## REQUEST
Count each line in which the word "code" appears. Reply with the total and nothing more.

++++++

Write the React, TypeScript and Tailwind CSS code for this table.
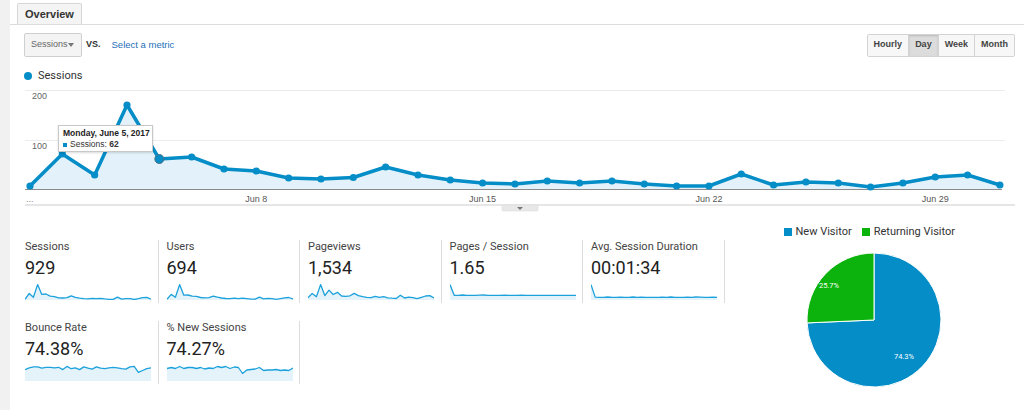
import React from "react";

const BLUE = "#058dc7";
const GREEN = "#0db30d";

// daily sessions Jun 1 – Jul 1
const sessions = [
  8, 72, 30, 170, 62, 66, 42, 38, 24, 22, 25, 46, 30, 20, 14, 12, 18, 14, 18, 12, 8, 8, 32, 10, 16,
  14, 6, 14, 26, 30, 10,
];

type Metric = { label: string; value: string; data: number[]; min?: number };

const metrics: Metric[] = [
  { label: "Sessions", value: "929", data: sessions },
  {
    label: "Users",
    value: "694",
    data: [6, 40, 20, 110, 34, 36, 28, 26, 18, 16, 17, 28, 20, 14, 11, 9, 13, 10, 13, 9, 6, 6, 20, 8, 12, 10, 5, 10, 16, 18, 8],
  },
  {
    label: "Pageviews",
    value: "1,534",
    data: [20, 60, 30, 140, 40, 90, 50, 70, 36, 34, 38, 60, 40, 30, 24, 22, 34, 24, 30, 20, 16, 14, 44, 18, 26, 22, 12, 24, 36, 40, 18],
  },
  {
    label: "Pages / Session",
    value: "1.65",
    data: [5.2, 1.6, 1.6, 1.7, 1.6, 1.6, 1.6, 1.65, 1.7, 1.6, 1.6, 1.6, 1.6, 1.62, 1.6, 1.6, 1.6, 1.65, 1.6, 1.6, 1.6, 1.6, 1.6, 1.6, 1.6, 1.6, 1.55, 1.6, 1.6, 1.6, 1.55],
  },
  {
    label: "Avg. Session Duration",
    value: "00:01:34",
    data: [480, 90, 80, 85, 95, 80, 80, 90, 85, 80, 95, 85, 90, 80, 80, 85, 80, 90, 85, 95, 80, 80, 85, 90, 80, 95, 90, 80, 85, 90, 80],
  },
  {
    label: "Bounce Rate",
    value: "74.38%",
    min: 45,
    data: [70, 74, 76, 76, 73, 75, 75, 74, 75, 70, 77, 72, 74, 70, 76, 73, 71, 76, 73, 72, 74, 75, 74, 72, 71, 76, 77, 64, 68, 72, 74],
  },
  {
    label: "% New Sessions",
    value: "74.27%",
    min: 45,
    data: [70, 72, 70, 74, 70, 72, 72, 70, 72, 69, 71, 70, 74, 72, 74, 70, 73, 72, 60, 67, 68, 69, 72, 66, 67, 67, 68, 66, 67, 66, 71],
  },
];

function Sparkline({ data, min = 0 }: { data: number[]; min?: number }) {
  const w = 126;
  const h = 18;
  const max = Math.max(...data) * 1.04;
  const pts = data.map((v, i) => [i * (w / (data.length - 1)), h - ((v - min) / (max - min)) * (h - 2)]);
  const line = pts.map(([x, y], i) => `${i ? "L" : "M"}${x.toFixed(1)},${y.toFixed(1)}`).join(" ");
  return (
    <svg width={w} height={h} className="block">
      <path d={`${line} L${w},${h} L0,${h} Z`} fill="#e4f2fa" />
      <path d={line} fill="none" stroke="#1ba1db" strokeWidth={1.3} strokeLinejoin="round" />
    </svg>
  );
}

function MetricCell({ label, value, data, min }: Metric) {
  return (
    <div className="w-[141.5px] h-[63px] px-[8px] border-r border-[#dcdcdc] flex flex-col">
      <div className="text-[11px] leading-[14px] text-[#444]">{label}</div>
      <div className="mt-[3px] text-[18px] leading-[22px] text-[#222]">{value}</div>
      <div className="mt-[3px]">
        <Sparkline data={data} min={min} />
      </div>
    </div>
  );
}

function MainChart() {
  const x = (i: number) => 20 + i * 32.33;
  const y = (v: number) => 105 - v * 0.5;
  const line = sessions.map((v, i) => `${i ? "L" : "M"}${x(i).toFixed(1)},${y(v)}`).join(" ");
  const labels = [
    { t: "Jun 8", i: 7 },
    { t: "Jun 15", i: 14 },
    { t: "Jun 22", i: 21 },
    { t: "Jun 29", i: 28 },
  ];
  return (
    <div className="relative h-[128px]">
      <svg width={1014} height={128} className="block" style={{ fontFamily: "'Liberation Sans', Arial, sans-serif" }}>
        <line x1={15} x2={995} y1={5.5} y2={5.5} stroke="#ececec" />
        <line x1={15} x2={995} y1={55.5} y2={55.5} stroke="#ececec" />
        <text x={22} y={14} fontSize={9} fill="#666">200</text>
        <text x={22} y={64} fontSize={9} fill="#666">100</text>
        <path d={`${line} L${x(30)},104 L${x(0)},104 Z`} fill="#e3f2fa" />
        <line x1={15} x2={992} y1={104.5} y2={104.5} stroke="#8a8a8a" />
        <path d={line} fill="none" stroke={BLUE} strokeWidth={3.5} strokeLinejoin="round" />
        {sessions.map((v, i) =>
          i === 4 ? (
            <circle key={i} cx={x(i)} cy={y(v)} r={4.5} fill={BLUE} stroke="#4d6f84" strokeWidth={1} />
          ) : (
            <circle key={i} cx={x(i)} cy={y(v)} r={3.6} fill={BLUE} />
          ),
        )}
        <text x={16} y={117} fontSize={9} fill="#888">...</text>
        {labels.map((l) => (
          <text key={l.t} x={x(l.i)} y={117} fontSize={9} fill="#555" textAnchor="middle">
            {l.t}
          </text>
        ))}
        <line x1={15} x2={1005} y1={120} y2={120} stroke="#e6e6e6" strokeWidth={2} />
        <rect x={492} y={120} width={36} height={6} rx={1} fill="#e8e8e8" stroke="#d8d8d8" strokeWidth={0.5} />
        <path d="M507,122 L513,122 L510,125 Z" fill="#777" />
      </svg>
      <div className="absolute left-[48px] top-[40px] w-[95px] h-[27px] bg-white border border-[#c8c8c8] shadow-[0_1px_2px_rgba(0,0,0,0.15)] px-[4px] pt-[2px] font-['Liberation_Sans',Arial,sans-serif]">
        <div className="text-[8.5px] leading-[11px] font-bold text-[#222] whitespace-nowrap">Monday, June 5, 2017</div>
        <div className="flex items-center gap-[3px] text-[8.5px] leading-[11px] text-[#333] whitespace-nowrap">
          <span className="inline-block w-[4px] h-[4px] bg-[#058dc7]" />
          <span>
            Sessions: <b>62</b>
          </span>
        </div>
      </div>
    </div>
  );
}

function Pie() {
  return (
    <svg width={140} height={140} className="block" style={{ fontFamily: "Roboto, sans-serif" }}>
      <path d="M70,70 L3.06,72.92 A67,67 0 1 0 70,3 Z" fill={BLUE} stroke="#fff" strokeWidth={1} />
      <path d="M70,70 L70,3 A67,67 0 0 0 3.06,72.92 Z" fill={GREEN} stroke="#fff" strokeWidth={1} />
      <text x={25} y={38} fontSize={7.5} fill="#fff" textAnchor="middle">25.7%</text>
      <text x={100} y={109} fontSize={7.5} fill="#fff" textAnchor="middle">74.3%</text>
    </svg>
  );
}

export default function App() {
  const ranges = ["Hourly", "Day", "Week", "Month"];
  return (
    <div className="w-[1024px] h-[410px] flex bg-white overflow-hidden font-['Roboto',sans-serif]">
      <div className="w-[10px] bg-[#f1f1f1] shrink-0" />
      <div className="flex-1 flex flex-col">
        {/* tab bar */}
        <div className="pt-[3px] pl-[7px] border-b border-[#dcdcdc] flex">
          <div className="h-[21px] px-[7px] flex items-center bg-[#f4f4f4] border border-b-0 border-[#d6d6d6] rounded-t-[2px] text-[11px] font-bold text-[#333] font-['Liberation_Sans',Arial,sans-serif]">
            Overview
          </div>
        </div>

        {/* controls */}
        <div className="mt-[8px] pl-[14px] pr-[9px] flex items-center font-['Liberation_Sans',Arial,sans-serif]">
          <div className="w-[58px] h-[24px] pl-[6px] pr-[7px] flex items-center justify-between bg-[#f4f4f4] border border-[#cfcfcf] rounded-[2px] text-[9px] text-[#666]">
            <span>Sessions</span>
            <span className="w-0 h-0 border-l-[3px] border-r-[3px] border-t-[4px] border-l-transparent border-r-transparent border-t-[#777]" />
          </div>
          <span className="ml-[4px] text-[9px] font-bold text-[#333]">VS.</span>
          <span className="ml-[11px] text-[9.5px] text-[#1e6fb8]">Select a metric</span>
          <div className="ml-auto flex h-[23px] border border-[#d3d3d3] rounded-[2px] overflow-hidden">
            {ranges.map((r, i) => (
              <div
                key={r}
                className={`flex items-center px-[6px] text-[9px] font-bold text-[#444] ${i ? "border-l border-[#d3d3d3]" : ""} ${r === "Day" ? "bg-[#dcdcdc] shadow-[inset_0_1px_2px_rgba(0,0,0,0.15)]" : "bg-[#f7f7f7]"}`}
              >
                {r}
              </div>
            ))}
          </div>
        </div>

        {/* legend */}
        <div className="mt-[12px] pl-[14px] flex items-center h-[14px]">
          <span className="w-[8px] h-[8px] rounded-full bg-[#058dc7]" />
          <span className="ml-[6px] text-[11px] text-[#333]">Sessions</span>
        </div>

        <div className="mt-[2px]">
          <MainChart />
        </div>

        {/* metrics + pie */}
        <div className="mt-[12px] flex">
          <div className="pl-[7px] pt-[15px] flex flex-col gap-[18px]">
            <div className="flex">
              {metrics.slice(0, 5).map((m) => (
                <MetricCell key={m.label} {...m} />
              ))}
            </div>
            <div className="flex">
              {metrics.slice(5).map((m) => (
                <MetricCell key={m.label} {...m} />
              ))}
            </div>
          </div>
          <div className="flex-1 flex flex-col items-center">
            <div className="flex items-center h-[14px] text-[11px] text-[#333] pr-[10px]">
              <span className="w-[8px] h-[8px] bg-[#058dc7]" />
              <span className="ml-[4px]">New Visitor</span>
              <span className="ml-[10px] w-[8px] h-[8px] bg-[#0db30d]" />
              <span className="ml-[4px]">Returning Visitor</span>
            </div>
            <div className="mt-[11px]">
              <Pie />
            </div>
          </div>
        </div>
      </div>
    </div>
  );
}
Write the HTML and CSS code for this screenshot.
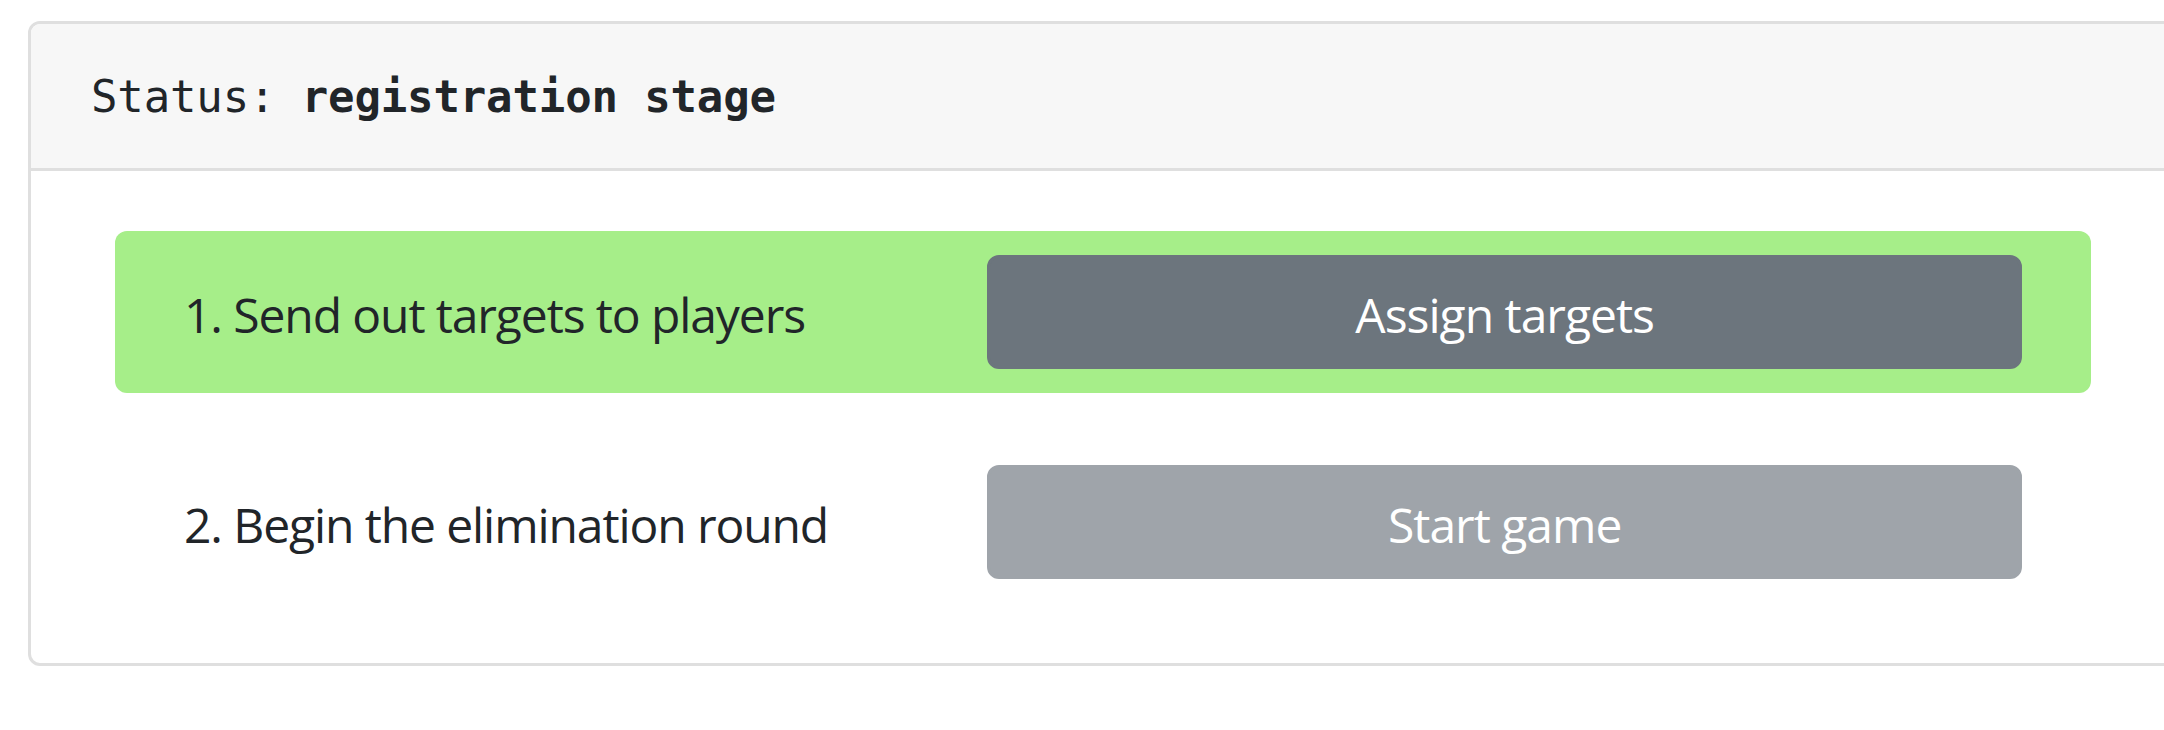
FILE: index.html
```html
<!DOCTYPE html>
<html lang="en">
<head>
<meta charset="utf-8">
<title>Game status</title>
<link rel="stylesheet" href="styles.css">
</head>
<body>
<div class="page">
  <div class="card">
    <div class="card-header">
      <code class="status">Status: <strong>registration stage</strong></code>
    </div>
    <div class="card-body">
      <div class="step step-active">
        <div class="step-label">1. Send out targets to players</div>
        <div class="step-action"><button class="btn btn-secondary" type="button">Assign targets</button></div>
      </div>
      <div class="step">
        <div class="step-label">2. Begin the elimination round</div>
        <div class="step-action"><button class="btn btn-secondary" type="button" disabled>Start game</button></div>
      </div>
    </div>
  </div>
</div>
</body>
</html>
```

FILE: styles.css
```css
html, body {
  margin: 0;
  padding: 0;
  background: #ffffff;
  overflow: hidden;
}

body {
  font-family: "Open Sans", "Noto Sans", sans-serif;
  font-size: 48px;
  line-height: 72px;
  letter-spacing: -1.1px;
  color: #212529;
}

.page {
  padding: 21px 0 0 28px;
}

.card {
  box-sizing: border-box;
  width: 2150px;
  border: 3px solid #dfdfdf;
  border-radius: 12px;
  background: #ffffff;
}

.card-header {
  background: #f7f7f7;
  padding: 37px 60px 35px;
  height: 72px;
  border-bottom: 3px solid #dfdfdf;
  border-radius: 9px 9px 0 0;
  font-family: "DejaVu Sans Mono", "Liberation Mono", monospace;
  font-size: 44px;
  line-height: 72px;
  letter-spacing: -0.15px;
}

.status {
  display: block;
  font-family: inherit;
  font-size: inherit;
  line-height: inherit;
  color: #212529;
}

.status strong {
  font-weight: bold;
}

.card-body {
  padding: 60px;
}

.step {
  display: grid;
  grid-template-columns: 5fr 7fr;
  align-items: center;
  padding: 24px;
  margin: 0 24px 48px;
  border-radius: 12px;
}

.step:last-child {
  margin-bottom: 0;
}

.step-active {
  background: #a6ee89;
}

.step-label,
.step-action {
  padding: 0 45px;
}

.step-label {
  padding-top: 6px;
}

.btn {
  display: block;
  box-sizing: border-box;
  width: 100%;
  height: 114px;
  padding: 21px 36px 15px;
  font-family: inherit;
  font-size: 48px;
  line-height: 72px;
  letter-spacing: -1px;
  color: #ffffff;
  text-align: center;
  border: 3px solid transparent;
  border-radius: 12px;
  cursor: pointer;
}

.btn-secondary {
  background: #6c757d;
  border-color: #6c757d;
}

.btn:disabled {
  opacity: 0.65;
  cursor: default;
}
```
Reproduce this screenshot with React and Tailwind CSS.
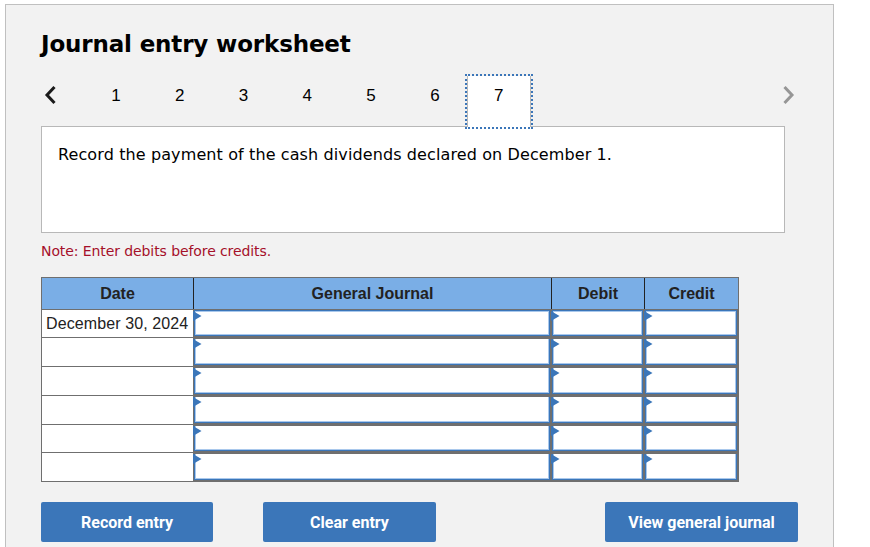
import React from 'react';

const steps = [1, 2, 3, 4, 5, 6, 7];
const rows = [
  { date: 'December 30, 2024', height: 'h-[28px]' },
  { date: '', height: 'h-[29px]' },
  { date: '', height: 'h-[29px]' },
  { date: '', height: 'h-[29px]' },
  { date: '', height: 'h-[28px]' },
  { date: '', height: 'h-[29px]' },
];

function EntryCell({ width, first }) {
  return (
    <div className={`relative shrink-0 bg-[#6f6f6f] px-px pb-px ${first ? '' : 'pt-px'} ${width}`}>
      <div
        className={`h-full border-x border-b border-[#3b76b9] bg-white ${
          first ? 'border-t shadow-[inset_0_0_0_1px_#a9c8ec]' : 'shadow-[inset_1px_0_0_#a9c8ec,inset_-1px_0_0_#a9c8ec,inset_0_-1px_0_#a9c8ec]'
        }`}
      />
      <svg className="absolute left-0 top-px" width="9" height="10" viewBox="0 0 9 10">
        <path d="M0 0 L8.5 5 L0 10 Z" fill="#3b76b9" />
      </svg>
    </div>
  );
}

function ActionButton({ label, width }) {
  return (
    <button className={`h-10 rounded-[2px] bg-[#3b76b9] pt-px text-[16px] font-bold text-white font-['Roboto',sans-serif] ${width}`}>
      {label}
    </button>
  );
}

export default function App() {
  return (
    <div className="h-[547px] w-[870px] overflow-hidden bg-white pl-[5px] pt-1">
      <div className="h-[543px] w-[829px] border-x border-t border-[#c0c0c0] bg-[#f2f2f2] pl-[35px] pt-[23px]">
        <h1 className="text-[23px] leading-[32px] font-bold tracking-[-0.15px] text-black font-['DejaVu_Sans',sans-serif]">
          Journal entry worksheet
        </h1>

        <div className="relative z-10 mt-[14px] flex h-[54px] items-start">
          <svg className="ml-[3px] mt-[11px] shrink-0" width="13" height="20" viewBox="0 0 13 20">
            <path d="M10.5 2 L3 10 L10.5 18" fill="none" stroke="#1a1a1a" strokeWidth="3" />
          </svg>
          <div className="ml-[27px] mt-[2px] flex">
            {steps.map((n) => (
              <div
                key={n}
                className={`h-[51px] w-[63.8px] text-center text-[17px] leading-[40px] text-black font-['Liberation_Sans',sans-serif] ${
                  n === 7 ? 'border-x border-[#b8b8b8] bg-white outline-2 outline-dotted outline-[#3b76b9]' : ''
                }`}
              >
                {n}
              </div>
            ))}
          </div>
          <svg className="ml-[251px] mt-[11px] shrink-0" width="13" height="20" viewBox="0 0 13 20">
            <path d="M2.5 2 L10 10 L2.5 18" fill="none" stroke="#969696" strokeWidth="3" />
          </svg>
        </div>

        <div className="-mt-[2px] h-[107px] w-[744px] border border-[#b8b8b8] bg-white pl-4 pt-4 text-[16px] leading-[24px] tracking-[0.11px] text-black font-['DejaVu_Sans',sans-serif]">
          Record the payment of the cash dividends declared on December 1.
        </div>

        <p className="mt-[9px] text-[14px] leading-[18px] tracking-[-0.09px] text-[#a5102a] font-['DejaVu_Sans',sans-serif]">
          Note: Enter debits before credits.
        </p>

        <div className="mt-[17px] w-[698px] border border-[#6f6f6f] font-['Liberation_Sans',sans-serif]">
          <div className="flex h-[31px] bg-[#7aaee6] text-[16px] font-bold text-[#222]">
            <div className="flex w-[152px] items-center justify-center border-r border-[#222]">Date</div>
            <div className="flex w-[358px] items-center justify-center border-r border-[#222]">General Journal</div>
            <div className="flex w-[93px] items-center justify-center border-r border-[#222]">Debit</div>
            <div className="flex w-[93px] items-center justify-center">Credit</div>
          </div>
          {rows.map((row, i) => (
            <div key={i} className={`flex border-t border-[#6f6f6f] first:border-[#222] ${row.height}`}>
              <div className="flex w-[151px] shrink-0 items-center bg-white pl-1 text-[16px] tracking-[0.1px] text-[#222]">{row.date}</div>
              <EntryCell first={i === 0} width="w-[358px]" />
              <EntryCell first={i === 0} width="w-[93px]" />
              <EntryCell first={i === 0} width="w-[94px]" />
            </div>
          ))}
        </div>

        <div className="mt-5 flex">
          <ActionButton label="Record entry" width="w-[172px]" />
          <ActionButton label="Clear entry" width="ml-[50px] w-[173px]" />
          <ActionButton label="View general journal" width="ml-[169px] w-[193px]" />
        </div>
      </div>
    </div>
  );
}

++++++

## SOLUTION
3